**EXERCISE DETAILS:** Report every line from the material that contains the word "page".

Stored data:
*****
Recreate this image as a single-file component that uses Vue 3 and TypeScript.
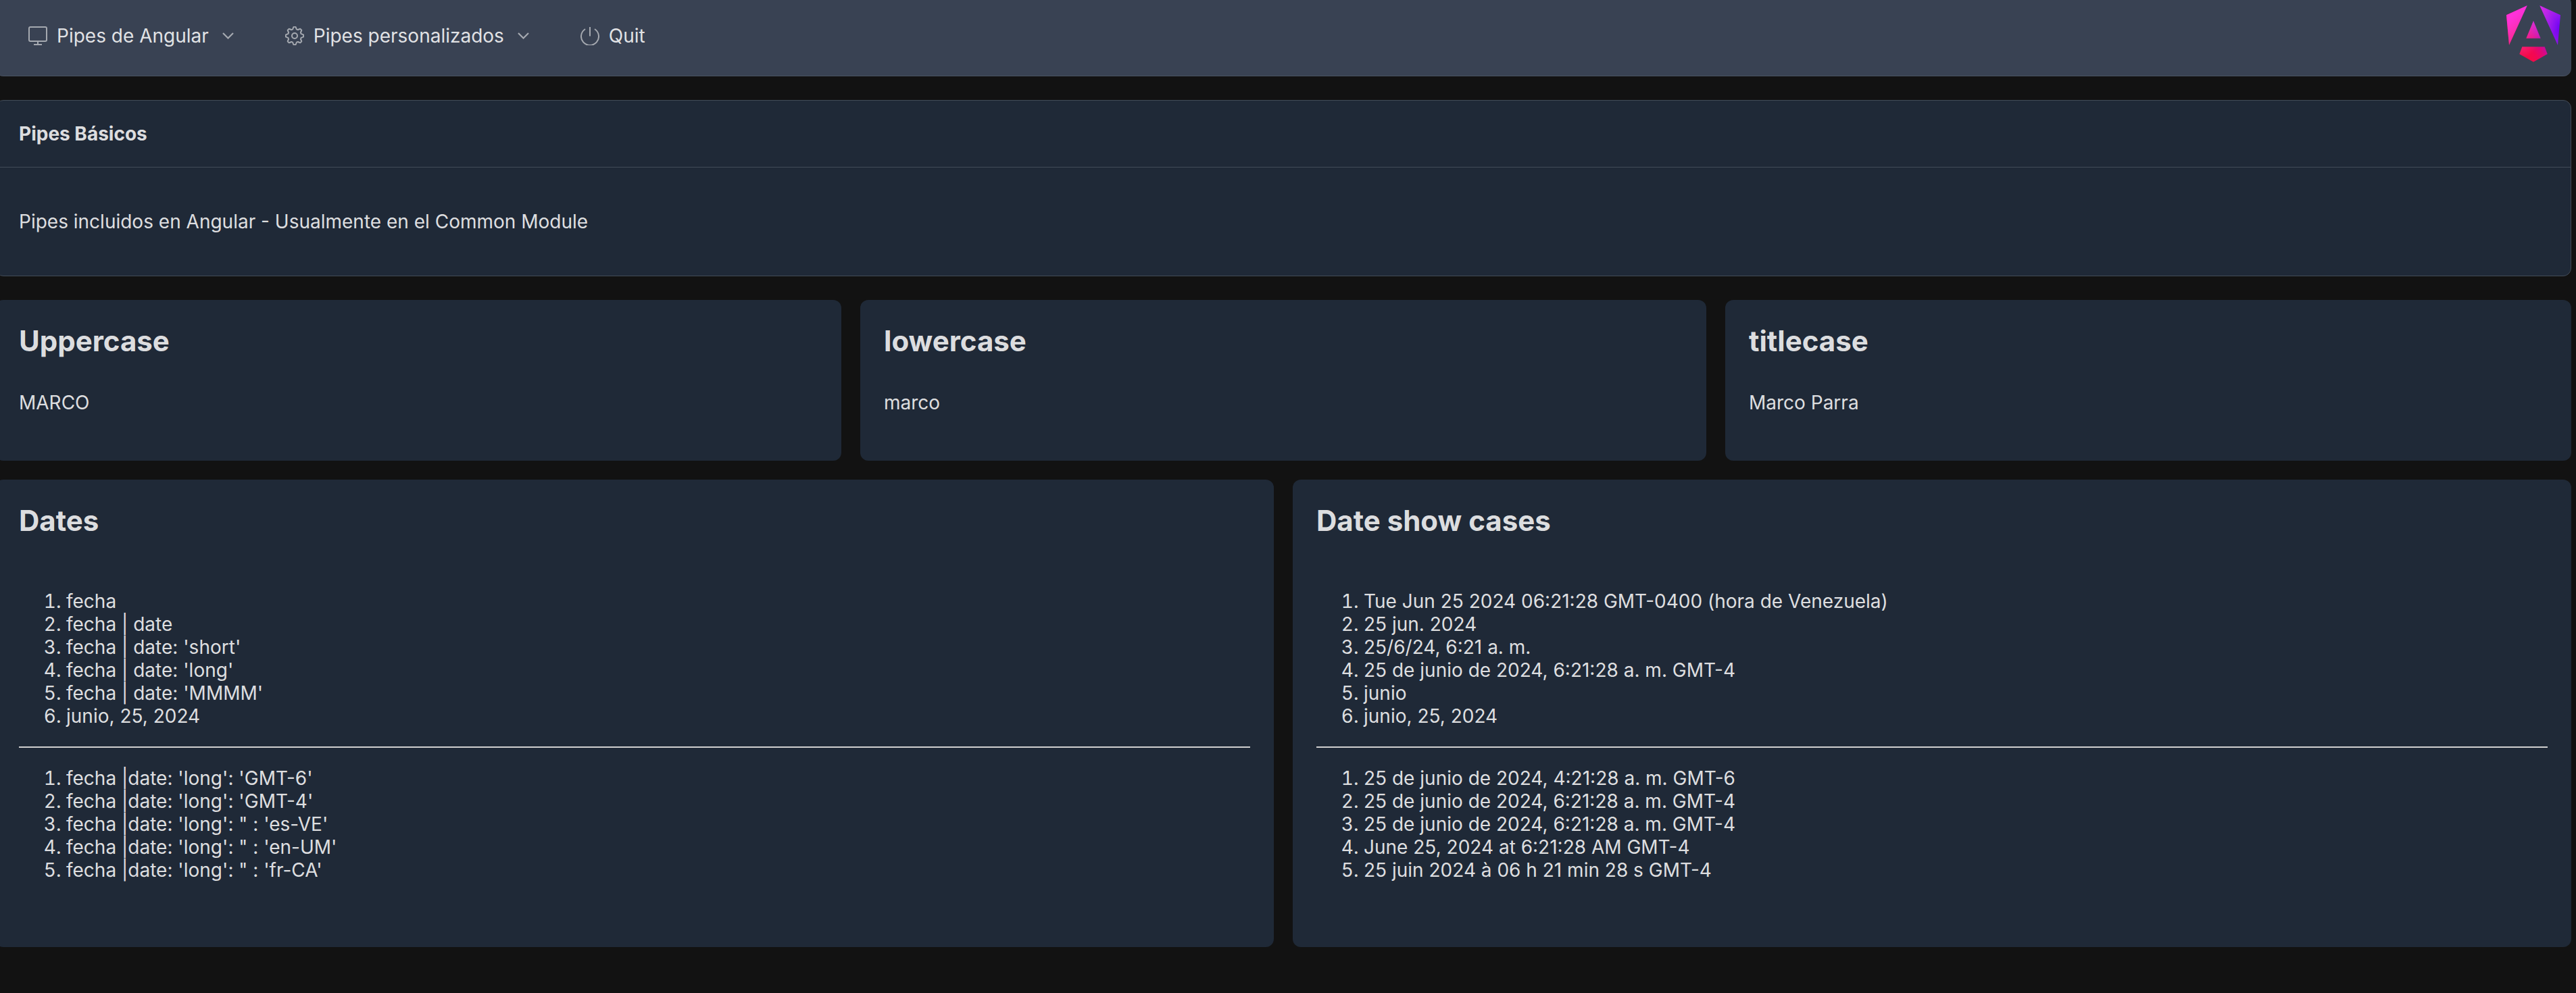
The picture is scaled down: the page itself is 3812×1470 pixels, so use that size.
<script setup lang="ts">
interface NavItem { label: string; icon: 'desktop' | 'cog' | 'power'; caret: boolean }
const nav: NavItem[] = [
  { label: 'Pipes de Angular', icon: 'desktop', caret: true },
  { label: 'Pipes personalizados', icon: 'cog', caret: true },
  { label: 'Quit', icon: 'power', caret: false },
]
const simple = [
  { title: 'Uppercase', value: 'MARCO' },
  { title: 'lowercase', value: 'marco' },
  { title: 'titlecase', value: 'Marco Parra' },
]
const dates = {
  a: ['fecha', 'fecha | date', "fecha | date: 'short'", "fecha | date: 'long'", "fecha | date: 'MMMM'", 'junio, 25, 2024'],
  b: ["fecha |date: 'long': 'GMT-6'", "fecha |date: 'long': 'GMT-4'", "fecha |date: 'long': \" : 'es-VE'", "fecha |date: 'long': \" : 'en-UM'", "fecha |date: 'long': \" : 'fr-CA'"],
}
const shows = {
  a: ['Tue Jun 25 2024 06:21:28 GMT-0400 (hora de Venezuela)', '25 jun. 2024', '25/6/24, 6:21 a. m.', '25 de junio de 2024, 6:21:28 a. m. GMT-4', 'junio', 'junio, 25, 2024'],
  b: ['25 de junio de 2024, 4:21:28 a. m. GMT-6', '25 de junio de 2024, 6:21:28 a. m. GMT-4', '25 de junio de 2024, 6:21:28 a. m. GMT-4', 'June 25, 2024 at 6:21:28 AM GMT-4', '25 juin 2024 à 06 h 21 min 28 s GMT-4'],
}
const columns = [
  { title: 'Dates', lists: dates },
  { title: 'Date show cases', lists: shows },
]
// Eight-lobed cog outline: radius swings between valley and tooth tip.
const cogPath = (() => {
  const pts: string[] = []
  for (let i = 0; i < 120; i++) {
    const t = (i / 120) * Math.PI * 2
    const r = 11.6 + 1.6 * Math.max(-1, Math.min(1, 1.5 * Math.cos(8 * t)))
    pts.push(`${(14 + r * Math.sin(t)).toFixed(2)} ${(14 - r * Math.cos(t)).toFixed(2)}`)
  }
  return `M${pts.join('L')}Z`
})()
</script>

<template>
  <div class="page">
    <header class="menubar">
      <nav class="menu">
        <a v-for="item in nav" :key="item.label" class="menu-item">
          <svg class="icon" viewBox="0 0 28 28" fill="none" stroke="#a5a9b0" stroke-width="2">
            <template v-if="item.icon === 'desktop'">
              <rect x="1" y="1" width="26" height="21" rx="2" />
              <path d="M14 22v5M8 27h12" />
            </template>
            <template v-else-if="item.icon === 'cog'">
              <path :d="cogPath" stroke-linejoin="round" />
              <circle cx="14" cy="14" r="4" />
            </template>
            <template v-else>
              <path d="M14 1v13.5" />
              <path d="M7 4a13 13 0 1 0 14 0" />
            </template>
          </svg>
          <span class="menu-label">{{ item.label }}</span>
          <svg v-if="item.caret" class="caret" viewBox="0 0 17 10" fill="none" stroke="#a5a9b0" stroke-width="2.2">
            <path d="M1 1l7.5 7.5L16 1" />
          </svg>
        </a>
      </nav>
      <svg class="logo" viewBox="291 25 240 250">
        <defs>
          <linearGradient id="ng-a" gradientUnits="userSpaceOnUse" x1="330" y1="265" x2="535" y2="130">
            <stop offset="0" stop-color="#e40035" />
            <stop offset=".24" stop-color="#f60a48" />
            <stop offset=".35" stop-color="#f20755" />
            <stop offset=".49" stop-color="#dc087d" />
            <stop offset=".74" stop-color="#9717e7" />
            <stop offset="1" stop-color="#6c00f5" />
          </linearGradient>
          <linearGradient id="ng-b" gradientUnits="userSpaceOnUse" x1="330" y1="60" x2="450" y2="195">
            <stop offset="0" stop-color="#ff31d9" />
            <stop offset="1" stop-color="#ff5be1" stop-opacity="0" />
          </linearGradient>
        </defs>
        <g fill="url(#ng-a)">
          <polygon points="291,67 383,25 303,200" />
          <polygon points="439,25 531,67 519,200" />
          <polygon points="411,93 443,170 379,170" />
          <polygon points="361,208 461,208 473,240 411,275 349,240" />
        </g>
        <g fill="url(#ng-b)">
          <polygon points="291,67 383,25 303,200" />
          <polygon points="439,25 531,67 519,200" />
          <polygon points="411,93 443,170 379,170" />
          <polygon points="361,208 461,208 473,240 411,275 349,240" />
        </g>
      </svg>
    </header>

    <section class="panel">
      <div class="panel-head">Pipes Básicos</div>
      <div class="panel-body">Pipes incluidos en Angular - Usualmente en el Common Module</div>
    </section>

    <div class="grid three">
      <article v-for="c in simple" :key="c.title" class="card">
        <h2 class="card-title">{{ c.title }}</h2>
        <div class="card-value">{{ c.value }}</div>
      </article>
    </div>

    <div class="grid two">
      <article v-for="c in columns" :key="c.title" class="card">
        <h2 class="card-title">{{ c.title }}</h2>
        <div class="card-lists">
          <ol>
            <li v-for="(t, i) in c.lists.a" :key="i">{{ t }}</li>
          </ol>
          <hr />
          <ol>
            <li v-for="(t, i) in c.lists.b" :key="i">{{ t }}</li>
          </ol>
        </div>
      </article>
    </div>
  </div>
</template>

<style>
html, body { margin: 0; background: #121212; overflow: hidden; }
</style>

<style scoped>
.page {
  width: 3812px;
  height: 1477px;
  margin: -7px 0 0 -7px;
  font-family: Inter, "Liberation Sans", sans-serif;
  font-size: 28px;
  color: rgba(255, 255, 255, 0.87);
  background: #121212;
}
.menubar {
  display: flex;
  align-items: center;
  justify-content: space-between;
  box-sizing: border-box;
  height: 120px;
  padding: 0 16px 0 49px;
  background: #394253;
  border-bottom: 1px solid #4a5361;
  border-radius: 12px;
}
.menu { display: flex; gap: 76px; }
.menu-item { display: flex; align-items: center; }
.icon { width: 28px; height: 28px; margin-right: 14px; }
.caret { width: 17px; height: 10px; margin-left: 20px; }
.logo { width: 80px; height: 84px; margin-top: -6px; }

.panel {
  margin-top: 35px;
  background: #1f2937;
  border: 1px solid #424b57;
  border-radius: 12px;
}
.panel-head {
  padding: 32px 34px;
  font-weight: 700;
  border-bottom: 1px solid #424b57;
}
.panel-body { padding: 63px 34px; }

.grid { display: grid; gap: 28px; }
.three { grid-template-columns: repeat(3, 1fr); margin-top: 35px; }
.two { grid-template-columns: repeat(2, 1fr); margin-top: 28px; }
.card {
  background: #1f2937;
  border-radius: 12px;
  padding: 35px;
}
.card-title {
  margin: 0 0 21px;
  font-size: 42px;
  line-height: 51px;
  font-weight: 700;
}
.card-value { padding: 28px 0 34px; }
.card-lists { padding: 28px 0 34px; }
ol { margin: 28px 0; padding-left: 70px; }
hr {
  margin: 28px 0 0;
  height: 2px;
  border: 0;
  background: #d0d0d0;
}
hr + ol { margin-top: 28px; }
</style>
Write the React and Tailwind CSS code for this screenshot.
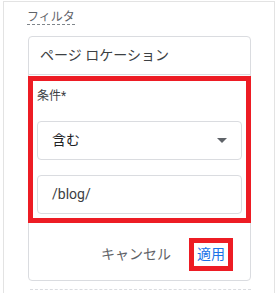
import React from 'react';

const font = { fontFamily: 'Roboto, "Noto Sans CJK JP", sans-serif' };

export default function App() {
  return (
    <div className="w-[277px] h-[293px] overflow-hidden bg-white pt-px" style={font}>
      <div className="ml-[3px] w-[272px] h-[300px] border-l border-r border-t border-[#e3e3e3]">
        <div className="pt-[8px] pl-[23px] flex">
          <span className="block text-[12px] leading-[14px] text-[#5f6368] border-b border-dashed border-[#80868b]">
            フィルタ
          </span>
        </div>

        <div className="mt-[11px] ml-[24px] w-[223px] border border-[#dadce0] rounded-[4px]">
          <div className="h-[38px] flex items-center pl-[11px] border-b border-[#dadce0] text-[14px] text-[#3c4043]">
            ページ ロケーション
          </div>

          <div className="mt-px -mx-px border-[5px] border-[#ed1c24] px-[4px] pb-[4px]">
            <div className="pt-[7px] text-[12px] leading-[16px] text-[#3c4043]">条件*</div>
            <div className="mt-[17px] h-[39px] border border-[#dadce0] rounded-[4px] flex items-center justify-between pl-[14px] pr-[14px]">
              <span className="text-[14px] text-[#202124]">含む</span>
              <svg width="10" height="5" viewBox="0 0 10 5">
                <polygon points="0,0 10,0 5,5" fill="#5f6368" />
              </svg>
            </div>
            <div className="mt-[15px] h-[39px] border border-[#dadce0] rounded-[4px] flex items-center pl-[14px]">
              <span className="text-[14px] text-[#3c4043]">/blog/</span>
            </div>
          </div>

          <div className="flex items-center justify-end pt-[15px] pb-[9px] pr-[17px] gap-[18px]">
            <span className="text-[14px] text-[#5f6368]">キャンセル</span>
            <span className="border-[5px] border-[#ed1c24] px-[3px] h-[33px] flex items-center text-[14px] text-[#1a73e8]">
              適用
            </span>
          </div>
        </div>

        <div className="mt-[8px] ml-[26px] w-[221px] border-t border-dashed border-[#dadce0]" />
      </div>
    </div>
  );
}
*****
**EXPECTED ANSWER:**
The picture is scaled down: the page itself is 3812×1470 pixels, so use that size.
  <div class="page">
.page {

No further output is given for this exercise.